Determining the Winner

Junior High
Scoring is posted for only the top six individual places and the top three teams.

There are no tiebreakers for either individual or team competition.

High School Level
The top three individuals and the top team (determined based on the scores of the top three individuals) will advance to the next round.  In addition, within each region, the highest-scoring second place team from all district competitions advances as the "wild card" to regional competition (provided the team has four members), and within the state, the highest-scoring second place team from all regional competitions advances as the wild card to the state competition.  Members of advancing teams who did not place individually remain eligible to compete for individual awards at higher levels.  Furthermore, the individuals with the top score in each subsection will also advance even if the individual was not one of the top three overall scorers or the top team.

For individual competition (overall and for each subsection), the tiebreaker is percent accuracy (number of problems answered correctly divided by number of problems attempted, defined as any question with a mark or erasure in the answer blank).  In the event a tie remains, all remaining individuals will advance.

For team competition, the score of the fourth-place individual is used as the tiebreaker.  If a team has only three members it is not eligible to participate in the tiebreaker.  If the fourth-place score still results in a tie, the individual tiebreaker rules will not apply, and all remaining tied teams will advance.  At the state level ties for first place are not broken.

For district meet academic championship and district meet sweepstakes awards, points are awarded to the school as follows:
Individual places:
Overall score: 1st--15, 2nd--12, 3rd--10, 4th--8, 5th--6, and 6th--4.
In addition, the school with the top scorer in a subsection receives 3 points.  A school can earn multiple subsection points even if the same student is the top scorer in two, or all three, of the subsections.
Team places: 1st--10 and 2nd--5.
The maximum number of points a school can earn in Science is 42.
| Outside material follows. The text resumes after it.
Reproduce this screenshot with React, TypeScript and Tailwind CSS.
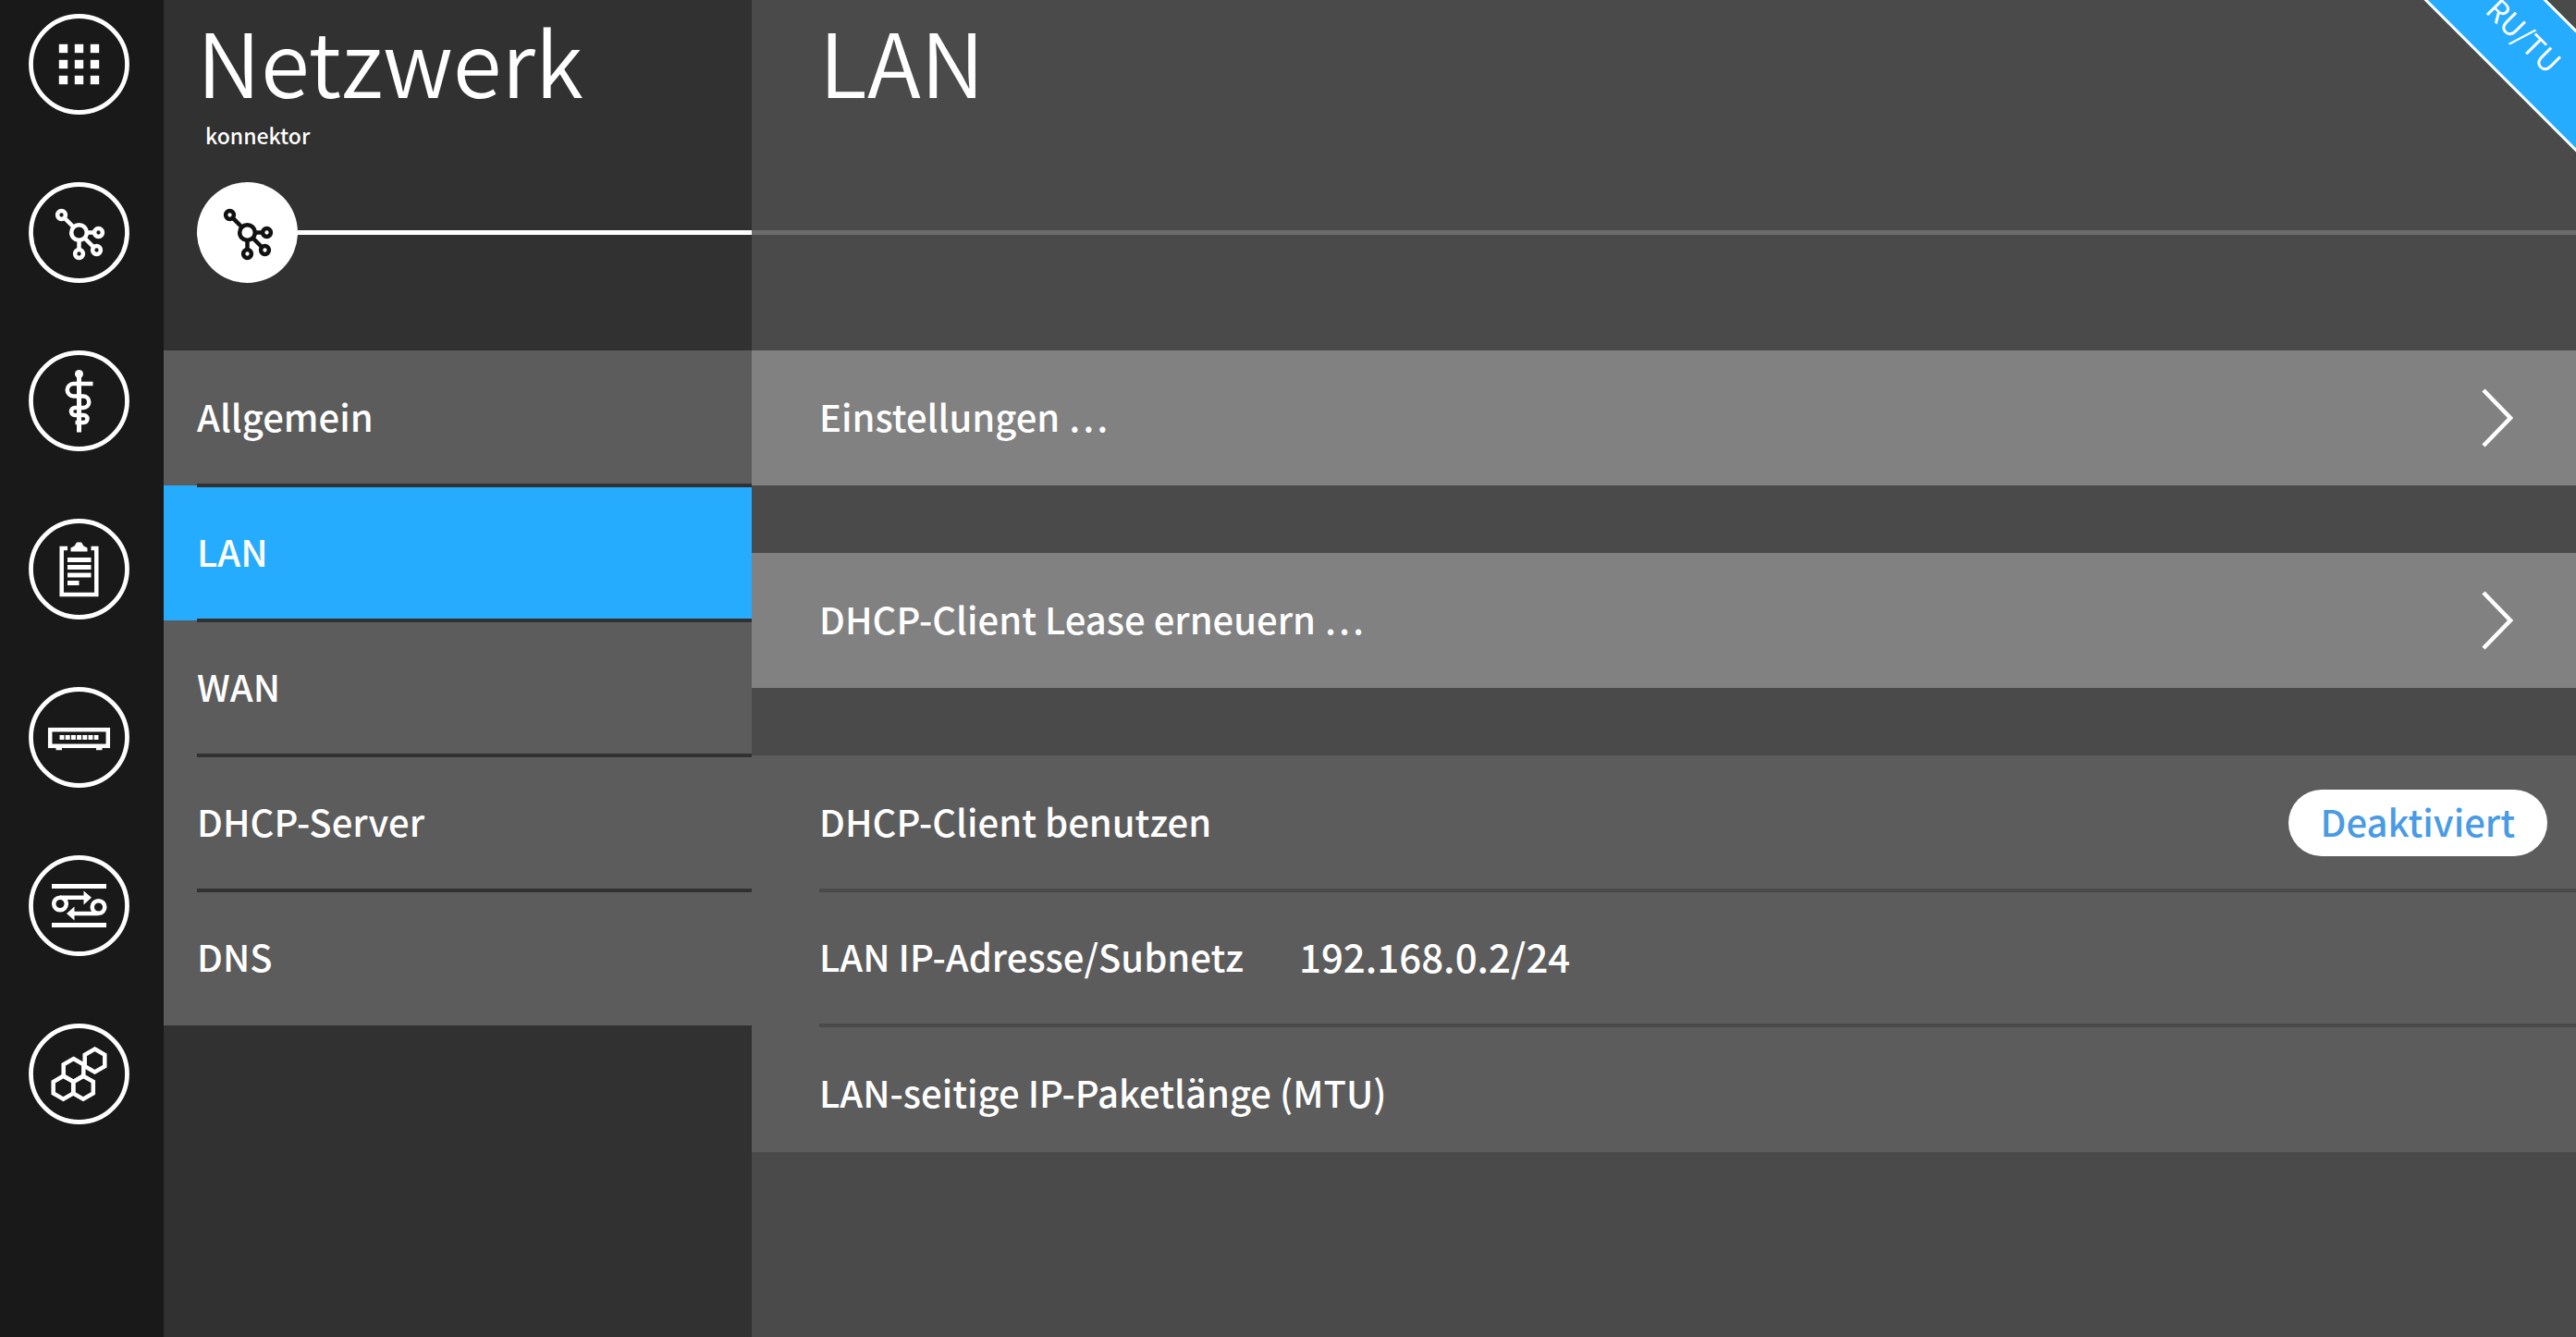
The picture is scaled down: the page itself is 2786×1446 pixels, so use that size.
import type { ReactNode } from "react";

function hexagon(cx: number, cy: number, r: number) {
  return [0, 1, 2, 3, 4, 5]
    .map((i) => {
      const a = (Math.PI / 3) * i - Math.PI / 2;
      return `${(cx + r * Math.cos(a)).toFixed(1)},${(cy + r * Math.sin(a)).toFixed(1)}`;
    })
    .join(" ");
}

function Glyph({ children }: { children: ReactNode }) {
  return (
    <svg
      viewBox="-54.5 -54.5 109 109"
      className="size-[109px] shrink-0"
      fill="none"
      stroke="currentColor"
      aria-hidden="true"
    >
      {children}
    </svg>
  );
}

function NetworkShape() {
  return (
    <g strokeWidth="4.5">
      <circle cx="0" cy="0" r="8.3" />
      <circle cx="-19" cy="-19" r="4.4" />
      <circle cx="21" cy="0" r="4.4" />
      <circle cx="19" cy="19" r="4.4" />
      <circle cx="0" cy="23" r="4.4" />
      <path d="M-15.5 -15.5 L-6 -6 M8 0 H17 M6 6 L15.5 15.5 M0 8 V19" />
    </g>
  );
}

const rail: { label: string; icon: ReactNode }[] = [
  {
    label: "Übersicht",
    icon: (
      <g fill="currentColor" stroke="none">
        {[-17, 0, 17].map((y) =>
          [-17, 0, 17].map((x) => (
            <rect key={`${x}${y}`} x={x - 4.7} y={y - 4.7} width="9.4" height="9.4" />
          )),
        )}
      </g>
    ),
  },
  { label: "Netzwerk", icon: <NetworkShape /> },
  {
    label: "Praxis",
    icon: (
      <g strokeWidth="4.5">
        <circle cx="0" cy="-29" r="4.5" fill="currentColor" stroke="none" />
        <path d="M0 -29 V34" strokeWidth="5" />
        <path d="M15 -18.5 H-6 A6.7 6.7 0 0 0 -6 -5 H4.5 A6.2 6.2 0 0 1 4.5 7.5 H-4.5 A4 4 0 0 0 -4.5 15.5 H5 A4 4 0 0 1 5 23.5 H-4" />
      </g>
    ),
  },
  {
    label: "Protokolle",
    icon: (
      <g strokeWidth="4.5">
        <path d="M-12.5 -22.5 H-18.8 V27.5 H18.8 V-22.5 H13" />
        <path
          d="M-9 -19 V-23 L-5 -25 L-2.5 -29 H2.5 L5 -25 L9 -23 V-19 Z"
          fill="currentColor"
          stroke="none"
        />
        <path d="M-12.5 -10 H13 M-12.5 -2 H13 M-12.5 6.5 H13 M-12.5 15 H0" strokeWidth="5" />
      </g>
    ),
  },
  {
    label: "System",
    icon: (
      <g strokeWidth="4.5">
        <rect x="-31.3" y="-8.3" width="62.6" height="17.6" />
        <path d="M-25 12.5 H-18.5 M18.5 12.5 H25" strokeWidth="2.5" />
        <path d="M-21 0 H21" strokeWidth="5" strokeDasharray="5 1.2" />
      </g>
    ),
  },
  {
    label: "VPN",
    icon: (
      <g strokeWidth="4.5">
        <path d="M-29.5 -21 H29.5 M-29.5 21 H29.5" strokeWidth="5" />
        <circle cx="-20.5" cy="-2" r="6.8" />
        <circle cx="21" cy="1.5" r="6.8" />
        <path d="M-20.5 -8.8 H7 M21 8.5 H-7" />
        <path d="M5 -16 L13.5 -8.8 L5 -1 Z M-5 16 L-13.5 8.5 L-5 1 Z" fill="currentColor" stroke="none" />
      </g>
    ),
  },
  {
    label: "Module",
    icon: (
      <g strokeWidth="4.5">
        <polygon points={hexagon(17, -14.5, 12.5)} />
        <polygon points={hexagon(-6, -4, 12.5)} />
        <polygon points={hexagon(-17, 14.7, 12.5)} />
        <polygon points={hexagon(4.5, 14.7, 12.5)} />
      </g>
    ),
  },
];

const menu = ["Allgemein", "LAN", "WAN", "DHCP-Server", "DNS"];

function ActionRow({ label }: { label: string }) {
  return (
    <button
      type="button"
      className="flex h-[146px] w-full items-center justify-between bg-[#818181] pr-[68px] pl-[73px] text-left"
    >
      <span className="pb-1">{label}</span>
      <svg
        viewBox="0 0 34 64"
        className="h-16 w-[34px]"
        fill="none"
        stroke="currentColor"
        strokeWidth="4.5"
        aria-hidden="true"
      >
        <path d="M2 2 L31 32 L2 62" />
      </svg>
    </button>
  );
}

export default function App() {
  return (
    <div className="flex min-h-screen overflow-hidden bg-[#4a4a4a] font-['Noto_Sans_CJK_SC','Noto_Sans',sans-serif] text-[40px] leading-[60px] font-medium text-white">
      <nav aria-label="Bereiche" className="flex w-[177px] shrink-0 flex-col gap-[73px] bg-[#191919] pt-[15px] pl-[31px]">
        {rail.map((item) => (
          <button
            key={item.label}
            type="button"
            aria-label={item.label}
            className="size-[109px] rounded-full"
          >
            <Glyph>
              <circle r="52" strokeWidth="4.8" />
              {item.icon}
            </Glyph>
          </button>
        ))}
      </nav>

      <aside className="w-[636px] shrink-0 bg-[#313131]">
        <header className="flex h-[379px] flex-col pl-9">
          <div className="h-[197px] pt-2">
            <h1 className="text-[96px] leading-[114px] font-[350]">Netzwerk</h1>
            <p className="pt-[6px] pl-[9px] text-[23px] leading-9">konnektor</p>
          </div>
          <div className="flex items-center">
            <div className="rounded-full bg-white text-[#111111]">
              <Glyph>
                <NetworkShape />
              </Glyph>
            </div>
            <div className="h-[5px] flex-1 bg-white" />
          </div>
        </header>
        <ul>
          {menu.map((label, i) => (
            <li key={label} className="relative">
              <a
                href={`#${label}`}
                aria-current={label === "LAN" ? "page" : undefined}
                className={`flex h-[146px] items-center pb-1 pl-9 ${label === "LAN" ? "bg-[#25acff]" : "bg-[#5c5c5c]"}`}
              >
                {label}
              </a>
              {i < menu.length - 1 && (
                <span className="absolute right-0 -bottom-[2px] left-9 z-10 h-1 bg-[#313131]" />
              )}
            </li>
          ))}
        </ul>
      </aside>

      <main className="relative min-w-0 flex-1">
        <header className="h-[379px]">
          <div className="h-[249px] pt-2 pl-[73px]">
            <h2 className="text-[96px] leading-[114px] font-[350]">LAN</h2>
          </div>
          <div className="h-[5px] bg-[#6c6c6c]" />
        </header>

        <div className="absolute top-0 right-0 size-[170px] overflow-hidden">
          <div className="absolute -top-[7px] -right-[142px] flex h-[94px] w-[400px] rotate-45 items-center justify-center border-y-[3px] border-white bg-[#25acff] pb-2 text-[32px] font-normal">
            RU/TU
          </div>
        </div>

        <div className="flex flex-col gap-[73px]">
          <ActionRow label="Einstellungen …" />
          <ActionRow label="DHCP-Client Lease erneuern …" />
          <dl className="bg-[#5c5c5c] pl-[73px]">
            <div className="relative flex h-[146px] items-center justify-between pr-[31px]">
              <dt className="pb-1">DHCP-Client benutzen</dt>
              <dd className="rounded-full bg-white px-[35px] pt-1 pb-2 text-[#4a9be5]">Deaktiviert</dd>
              <span className="absolute inset-x-0 -bottom-[2px] h-1 bg-[#4a4a4a]" />
            </div>
            <div className="relative flex h-[146px] items-center gap-[60px] pb-1">
              <dt>LAN IP-Adresse/Subnetz</dt>
              <dd className="text-[42px]">192.168.0.2/24</dd>
              <span className="absolute inset-x-0 -bottom-[2px] h-1 bg-[#4a4a4a]" />
            </div>
            <div className="flex h-[137px] items-center pt-[6px]">
              <dt>LAN-seitige IP-Paketlänge (MTU)</dt>
            </div>
          </dl>
        </div>
      </main>
    </div>
  );
}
The student with the most wins in the history of the competition is Kieran Fitzgerald from Friendswood High School, who achieved the highest score in any division three years in a row: 2003-2004, 2004-2005, and 2005-2006.

List of prior winners

Individual (Overall)
NOTE: For privacy reasons, only the winning school is shown.  The 1958-59 winner was an "all schools" winner; beginning with the 1959-60 academic year winners were held in all five classifications. The classifications were renumbered in 1980-81, with Class B becoming Class A and the other classes adding one letter (thus, Class A became Class AA, and so forth).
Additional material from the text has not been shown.